----- Data supplied -----

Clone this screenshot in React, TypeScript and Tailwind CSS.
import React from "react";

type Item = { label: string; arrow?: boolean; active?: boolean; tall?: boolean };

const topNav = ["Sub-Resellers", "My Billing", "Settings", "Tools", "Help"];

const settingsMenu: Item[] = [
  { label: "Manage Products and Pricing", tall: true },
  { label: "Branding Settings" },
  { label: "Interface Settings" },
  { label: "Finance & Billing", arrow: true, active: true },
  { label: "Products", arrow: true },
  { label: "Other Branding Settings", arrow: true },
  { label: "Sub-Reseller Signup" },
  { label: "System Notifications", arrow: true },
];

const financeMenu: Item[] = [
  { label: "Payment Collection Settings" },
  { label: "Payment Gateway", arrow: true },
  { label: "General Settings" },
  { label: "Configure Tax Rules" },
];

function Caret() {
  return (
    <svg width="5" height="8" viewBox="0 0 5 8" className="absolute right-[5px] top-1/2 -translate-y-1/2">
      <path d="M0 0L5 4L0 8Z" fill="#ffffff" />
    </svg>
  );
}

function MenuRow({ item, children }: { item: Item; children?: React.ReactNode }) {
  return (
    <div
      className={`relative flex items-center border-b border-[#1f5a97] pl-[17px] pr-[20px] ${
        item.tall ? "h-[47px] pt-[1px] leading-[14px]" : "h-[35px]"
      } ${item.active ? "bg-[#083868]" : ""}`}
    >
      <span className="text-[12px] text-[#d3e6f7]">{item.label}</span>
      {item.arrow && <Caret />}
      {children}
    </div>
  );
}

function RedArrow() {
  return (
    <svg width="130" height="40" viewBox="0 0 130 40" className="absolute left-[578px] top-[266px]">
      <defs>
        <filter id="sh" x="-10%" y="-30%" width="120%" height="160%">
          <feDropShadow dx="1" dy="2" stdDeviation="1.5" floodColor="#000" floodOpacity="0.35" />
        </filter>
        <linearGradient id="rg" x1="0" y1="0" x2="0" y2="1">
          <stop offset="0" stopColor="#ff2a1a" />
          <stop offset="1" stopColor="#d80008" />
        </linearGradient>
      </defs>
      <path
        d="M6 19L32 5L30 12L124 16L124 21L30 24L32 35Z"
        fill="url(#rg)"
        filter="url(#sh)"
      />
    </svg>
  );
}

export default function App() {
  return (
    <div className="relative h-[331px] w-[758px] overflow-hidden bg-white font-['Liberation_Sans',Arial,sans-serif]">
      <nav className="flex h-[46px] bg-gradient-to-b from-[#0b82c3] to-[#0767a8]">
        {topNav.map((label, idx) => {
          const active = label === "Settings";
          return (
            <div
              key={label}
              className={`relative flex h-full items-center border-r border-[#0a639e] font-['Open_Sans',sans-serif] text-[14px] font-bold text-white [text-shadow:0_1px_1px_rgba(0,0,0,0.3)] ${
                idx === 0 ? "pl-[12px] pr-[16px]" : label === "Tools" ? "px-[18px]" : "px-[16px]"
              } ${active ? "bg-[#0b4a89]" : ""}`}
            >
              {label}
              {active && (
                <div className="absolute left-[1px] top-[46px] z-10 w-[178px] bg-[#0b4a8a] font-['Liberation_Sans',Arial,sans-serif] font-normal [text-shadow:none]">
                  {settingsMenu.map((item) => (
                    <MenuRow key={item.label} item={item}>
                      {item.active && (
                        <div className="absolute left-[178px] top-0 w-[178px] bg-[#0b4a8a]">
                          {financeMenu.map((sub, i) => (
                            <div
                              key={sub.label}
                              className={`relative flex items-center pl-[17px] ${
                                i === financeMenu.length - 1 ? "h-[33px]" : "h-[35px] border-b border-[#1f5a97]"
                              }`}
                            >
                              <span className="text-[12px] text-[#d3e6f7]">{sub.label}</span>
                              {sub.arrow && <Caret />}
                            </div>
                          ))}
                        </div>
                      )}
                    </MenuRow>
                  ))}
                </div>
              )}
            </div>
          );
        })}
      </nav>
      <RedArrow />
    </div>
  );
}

-----
----- Data supplied -----

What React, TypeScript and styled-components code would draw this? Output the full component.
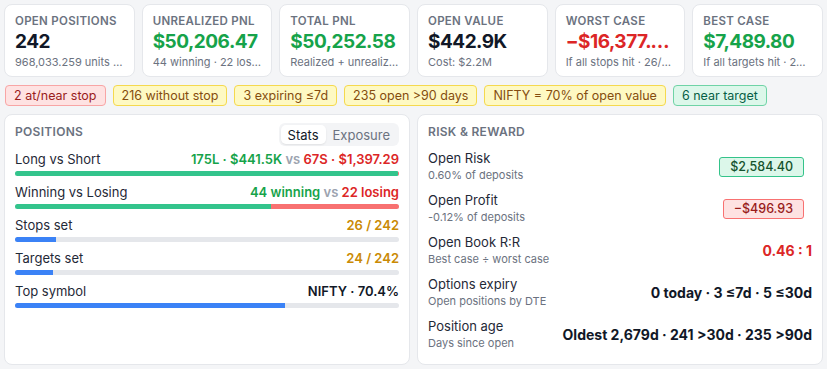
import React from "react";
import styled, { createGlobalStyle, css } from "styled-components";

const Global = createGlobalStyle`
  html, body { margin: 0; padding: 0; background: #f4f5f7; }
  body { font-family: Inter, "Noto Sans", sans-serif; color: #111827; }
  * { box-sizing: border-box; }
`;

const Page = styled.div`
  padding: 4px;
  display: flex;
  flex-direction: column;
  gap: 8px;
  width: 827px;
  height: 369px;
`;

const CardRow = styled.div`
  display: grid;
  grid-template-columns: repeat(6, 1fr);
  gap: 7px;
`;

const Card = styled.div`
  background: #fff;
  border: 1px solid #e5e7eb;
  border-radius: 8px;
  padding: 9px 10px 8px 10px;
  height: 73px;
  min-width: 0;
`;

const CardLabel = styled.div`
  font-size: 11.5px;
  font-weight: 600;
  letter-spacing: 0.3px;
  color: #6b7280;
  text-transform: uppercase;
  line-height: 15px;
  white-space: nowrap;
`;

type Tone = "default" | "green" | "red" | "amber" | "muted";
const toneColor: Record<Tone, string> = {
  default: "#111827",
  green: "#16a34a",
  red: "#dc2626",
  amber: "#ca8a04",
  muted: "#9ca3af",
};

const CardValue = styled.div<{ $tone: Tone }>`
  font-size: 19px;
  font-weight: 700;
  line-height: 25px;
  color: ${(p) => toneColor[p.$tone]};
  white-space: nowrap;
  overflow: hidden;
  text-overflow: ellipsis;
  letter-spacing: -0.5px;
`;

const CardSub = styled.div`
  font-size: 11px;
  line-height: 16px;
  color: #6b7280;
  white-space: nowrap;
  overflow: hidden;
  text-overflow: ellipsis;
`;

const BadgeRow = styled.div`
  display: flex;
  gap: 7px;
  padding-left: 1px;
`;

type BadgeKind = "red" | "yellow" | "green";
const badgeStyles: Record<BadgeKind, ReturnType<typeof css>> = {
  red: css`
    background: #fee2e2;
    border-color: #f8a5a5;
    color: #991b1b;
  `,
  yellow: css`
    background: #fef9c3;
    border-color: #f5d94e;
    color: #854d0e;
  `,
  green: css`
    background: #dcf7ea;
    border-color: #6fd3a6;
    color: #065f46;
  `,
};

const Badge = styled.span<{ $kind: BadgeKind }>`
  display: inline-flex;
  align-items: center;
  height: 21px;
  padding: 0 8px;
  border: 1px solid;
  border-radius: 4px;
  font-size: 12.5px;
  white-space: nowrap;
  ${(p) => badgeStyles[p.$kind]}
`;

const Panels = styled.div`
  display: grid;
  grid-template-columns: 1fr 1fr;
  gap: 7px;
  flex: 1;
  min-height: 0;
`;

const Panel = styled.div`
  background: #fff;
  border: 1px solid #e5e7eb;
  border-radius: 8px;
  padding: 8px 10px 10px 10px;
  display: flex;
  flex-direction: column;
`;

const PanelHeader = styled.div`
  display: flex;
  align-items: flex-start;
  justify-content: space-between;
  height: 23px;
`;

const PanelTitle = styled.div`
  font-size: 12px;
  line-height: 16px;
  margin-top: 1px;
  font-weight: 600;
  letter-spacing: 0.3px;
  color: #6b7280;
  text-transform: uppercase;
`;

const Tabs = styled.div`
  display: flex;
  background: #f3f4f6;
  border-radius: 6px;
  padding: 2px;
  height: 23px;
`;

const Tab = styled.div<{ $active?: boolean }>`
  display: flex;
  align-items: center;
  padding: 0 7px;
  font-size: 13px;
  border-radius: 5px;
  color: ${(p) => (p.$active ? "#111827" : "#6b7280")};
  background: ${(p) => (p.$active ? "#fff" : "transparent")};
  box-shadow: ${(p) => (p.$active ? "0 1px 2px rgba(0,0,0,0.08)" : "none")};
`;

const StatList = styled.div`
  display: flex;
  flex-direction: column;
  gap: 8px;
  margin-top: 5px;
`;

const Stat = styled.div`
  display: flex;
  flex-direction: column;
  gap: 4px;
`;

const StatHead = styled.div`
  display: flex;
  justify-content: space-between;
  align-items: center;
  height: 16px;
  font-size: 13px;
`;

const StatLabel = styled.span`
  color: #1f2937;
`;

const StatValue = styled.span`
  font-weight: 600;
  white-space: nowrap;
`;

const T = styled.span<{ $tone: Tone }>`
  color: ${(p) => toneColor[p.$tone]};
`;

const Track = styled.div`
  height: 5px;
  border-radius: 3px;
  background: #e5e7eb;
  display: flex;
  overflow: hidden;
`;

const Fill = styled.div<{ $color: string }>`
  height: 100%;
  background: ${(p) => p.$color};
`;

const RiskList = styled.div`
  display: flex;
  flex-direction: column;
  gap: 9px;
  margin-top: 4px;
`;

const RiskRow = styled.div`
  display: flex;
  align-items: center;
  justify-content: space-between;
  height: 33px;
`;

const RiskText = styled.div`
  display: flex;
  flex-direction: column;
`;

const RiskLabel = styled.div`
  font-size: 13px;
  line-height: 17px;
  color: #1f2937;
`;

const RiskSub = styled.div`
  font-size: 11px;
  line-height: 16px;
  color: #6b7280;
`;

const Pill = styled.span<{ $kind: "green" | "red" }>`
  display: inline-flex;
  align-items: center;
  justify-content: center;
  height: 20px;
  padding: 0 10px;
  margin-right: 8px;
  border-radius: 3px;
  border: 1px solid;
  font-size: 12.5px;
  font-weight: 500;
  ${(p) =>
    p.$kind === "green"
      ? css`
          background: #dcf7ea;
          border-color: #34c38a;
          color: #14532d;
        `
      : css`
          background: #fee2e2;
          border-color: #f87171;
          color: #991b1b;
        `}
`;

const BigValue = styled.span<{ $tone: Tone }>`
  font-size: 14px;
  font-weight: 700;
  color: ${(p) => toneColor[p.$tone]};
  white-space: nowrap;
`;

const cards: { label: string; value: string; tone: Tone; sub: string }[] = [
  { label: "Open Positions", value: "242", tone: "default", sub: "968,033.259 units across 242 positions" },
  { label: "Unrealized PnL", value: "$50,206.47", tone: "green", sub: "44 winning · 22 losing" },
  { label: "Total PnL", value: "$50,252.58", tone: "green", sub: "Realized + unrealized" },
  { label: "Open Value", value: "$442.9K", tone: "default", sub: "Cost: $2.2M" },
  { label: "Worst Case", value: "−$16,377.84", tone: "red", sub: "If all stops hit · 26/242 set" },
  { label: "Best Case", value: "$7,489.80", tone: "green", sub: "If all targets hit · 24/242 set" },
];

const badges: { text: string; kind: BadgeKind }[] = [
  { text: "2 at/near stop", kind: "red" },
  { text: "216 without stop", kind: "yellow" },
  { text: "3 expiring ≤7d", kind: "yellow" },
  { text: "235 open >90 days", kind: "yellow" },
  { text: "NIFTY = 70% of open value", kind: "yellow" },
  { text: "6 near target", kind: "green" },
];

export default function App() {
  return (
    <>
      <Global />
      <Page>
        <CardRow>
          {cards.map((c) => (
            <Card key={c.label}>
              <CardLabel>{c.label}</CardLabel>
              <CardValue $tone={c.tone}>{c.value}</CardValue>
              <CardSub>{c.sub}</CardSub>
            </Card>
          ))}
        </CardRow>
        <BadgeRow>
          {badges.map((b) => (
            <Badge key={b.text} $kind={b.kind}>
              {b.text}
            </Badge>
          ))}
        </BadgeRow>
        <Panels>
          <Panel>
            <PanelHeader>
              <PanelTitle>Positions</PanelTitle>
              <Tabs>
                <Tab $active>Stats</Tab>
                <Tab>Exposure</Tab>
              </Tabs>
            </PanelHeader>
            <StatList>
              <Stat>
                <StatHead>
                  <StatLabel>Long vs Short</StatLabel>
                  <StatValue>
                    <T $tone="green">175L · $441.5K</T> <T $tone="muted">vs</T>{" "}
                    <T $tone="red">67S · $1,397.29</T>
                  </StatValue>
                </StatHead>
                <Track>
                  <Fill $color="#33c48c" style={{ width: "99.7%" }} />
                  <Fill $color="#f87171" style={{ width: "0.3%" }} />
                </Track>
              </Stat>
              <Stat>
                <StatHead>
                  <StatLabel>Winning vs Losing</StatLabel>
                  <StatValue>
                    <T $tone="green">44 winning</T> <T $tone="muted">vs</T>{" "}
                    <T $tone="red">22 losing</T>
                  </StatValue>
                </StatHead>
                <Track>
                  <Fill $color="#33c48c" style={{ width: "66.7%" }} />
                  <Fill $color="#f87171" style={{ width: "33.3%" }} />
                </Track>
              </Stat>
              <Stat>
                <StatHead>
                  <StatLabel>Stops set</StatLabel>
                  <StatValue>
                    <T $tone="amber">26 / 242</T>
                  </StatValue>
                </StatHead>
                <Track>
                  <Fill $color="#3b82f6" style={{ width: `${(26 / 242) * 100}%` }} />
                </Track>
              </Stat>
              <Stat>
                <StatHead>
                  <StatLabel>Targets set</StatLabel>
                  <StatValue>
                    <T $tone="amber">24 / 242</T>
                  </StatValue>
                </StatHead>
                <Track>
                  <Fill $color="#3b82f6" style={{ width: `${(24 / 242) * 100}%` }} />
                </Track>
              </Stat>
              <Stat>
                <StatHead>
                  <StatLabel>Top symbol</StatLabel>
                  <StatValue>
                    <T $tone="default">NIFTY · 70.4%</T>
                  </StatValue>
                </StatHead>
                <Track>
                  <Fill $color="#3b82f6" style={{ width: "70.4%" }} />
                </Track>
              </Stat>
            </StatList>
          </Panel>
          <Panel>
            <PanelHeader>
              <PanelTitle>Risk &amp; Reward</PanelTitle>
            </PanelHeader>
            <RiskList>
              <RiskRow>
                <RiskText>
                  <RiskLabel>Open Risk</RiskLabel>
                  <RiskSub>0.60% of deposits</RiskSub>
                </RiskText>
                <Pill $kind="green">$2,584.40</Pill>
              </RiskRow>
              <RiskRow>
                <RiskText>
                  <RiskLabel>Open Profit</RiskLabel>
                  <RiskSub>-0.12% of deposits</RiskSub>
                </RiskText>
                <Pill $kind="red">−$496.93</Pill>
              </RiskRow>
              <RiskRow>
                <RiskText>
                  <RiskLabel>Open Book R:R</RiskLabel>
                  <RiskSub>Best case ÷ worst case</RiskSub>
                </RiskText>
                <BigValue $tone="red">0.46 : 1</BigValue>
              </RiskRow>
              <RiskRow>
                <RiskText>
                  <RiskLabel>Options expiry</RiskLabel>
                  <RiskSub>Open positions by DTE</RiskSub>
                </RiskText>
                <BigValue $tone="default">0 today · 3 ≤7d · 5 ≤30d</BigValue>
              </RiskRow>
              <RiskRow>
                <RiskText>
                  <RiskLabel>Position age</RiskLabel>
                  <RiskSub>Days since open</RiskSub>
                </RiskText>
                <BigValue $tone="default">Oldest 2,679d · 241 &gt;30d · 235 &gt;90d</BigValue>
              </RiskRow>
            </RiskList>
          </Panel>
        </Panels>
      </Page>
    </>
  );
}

-----

- **Your objective**:
Go through the records above, find every line with the word "React", and list those lines.

- **Final result**:
Clone this screenshot in React, TypeScript and Tailwind CSS.
import React from "react";
function MenuRow({ item, children }: { item: Item; children?: React.ReactNode }) {
What React, TypeScript and styled-components code would draw this? Output the full component.
import React from "react";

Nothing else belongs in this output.